Bazzana’s plan at the plate is obvious: swing at nearly everything middle-in and try to avoid swinging at anything away. In their preseason rankings, the Fangraphs prospect team wrote that Bazzana’s “swing is geared to generate lots of pull-side launch,” and his approach at the plate seems designed to maximize that aspect of his swing as well. The Fangraphs prospect team also criticized Bazzana’s perceived passivity at the plate in their scouting report. While he’s certainly swinging less than expected at pitches this year, zDV indicates that he’s managing to do so in a way that still gives him an opportunity to do damage when he does swing.
Austin Martin: -6.0% Swing Aggression, 103 zDV
Martin fits the archetype of a middle infielder (now corner outfielder) making the most out of relatively limited athleticism. While Martin has maintained a Vargas-ian 17% chase rate this season, he does so by overall limiting his swing rate, swinging at only 39% of pitches this season. This doesn’t look like an early-season outlier, either, as Martin swung only 40.2% of the time in 2025 as well. Restricting how often he swings has been fairly successful for Martin, however, as he’s maintained a 12.6% walk rate against only a 16% strikeout rate over the 2025 and 2026 seasons.

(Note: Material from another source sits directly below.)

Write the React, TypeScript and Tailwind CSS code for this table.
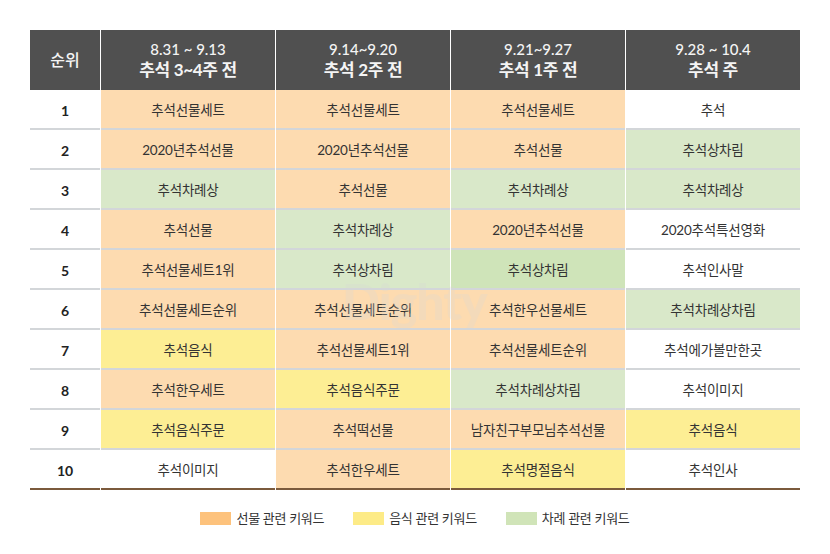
import React from "react";

type C = "O" | "Y" | "G" | "G2" | "W";

const bg: Record<C, string> = {
  O: "bg-[#fddbb0]",
  Y: "bg-[#fdee94]",
  G: "bg-[#d9e8c9]",
  G2: "bg-[#cfe4b9]",
  W: "bg-white",
};

const rows: [string, C][][] = [
  [["추석선물세트", "O"], ["추석선물세트", "O"], ["추석선물세트", "O"], ["추석", "W"]],
  [["2020년추석선물", "O"], ["2020년추석선물", "O"], ["추석선물", "O"], ["추석상차림", "G"]],
  [["추석차례상", "G"], ["추석선물", "O"], ["추석차례상", "G"], ["추석차례상", "G"]],
  [["추석선물", "O"], ["추석차례상", "G"], ["2020년추석선물", "O"], ["2020추석특선영화", "W"]],
  [["추석선물세트1위", "O"], ["추석상차림", "G"], ["추석상차림", "G2"], ["추석인사말", "W"]],
  [["추석선물세트순위", "O"], ["추석선물세트순위", "O"], ["추석한우선물세트", "O"], ["추석차례상차림", "G"]],
  [["추석음식", "Y"], ["추석선물세트1위", "O"], ["추석선물세트순위", "O"], ["추석에가볼만한곳", "W"]],
  [["추석한우세트", "O"], ["추석음식주문", "Y"], ["추석차례상차림", "G"], ["추석이미지", "W"]],
  [["추석음식주문", "Y"], ["추석떡선물", "O"], ["남자친구부모님추석선물", "O"], ["추석음식", "Y"]],
  [["추석이미지", "W"], ["추석한우세트", "O"], ["추석명절음식", "Y"], ["추석인사", "W"]],
];

const headers = [
  ["8.31 ~ 9.13", "추석 3~4주 전"],
  ["9.14~9.20", "추석 2주 전"],
  ["9.21~9.27", "추석 1주 전"],
  ["9.28 ~ 10.4", "추석 주"],
];

const font = { fontFamily: '"Lato", "Noto Sans CJK KR", sans-serif' };

export default function App() {
  return (
    <div className="w-[830px] h-[554px] bg-white relative" style={font}>
      <div className="pt-[30px] px-[30px]">
        <div className="grid grid-cols-[70px_174px_174px_174px_174px] gap-x-px">
          <div className="h-[60px] bg-[#505050] text-[#f4f4f4] text-[16px] font-medium flex items-center justify-center">
            순위
          </div>
          {headers.map((h, i) => (
            <div
              key={i}
              className="h-[60px] bg-[#505050] text-[#f4f4f4] flex flex-col items-center justify-center"
            >
              <div className="text-[15px] leading-[20px] font-medium">{h[0]}</div>
              <div className="text-[17px] leading-[22px] font-bold tracking-[-0.3px]">{h[1]}</div>
            </div>
          ))}
          {rows.map((r, ri) => {
            const last = ri === rows.length - 1;
            const border = last
              ? "border-b-2 border-[#7b5a3c]"
              : "border-b-2 border-[#d3d6d9]";
            return (
              <React.Fragment key={ri}>
                <div
                  className={`h-[40px] pt-[3px] ${border} flex items-center justify-center text-[14px] font-bold text-[#222]`}
                >
                  {ri + 1}
                </div>
                {r.map(([t, c], ci) => (
                  <div
                    key={ci}
                    className={`h-[40px] pt-[3px] ${border} ${bg[c]} flex items-center justify-center text-[13.5px] text-[#333] tracking-[-0.2px]`}
                  >
                    {t}
                  </div>
                ))}
              </React.Fragment>
            );
          })}
        </div>
        <div className="flex justify-center items-center mt-[19px] text-[13px] text-[#333] tracking-[-0.3px]">
          <div className="flex items-center gap-[5px]">
            <span className="w-[31px] h-[13px] bg-[#fdc27c]" />
            <span>선물 관련 키워드</span>
          </div>
          <div className="flex items-center gap-[5px] ml-[29px]">
            <span className="w-[31px] h-[13px] bg-[#fdeb87]" />
            <span>음식 관련 키워드</span>
          </div>
          <div className="flex items-center gap-[5px] ml-[29px]">
            <span className="w-[31px] h-[13px] bg-[#d0e4b8]" />
            <span>차례 관련 키워드</span>
          </div>
        </div>
      </div>
      <div className="absolute left-[342px] top-[264px] text-[50px] font-black text-[#d8d8d8] opacity-25 pointer-events-none select-none tracking-[-1px]">
        Dighty
      </div>
    </div>
  );
}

Martin’s standout skill is swinging at middle-middle pitches. Despite the lowest swing aggression of any of these four hitters, he swings the most frequently at pitches in the center of the zone. Martin’s selectivity within the zone has paid dividends in contact quality. While Martin doesn’t swing hard, he does get the most out of his swings, posting a 92nd percentile squared up rate of 34.3%. Despite poor barrel and hard-hit rates, Martin’s excellence in choosing when to swing suggests he’s likely to keep pinging the ball around the diamond. With his excellent discipline and lack of power, the main question for Martin going forward is whether pitchers will attack him in the zone more often and force him to swing the bat more frequently.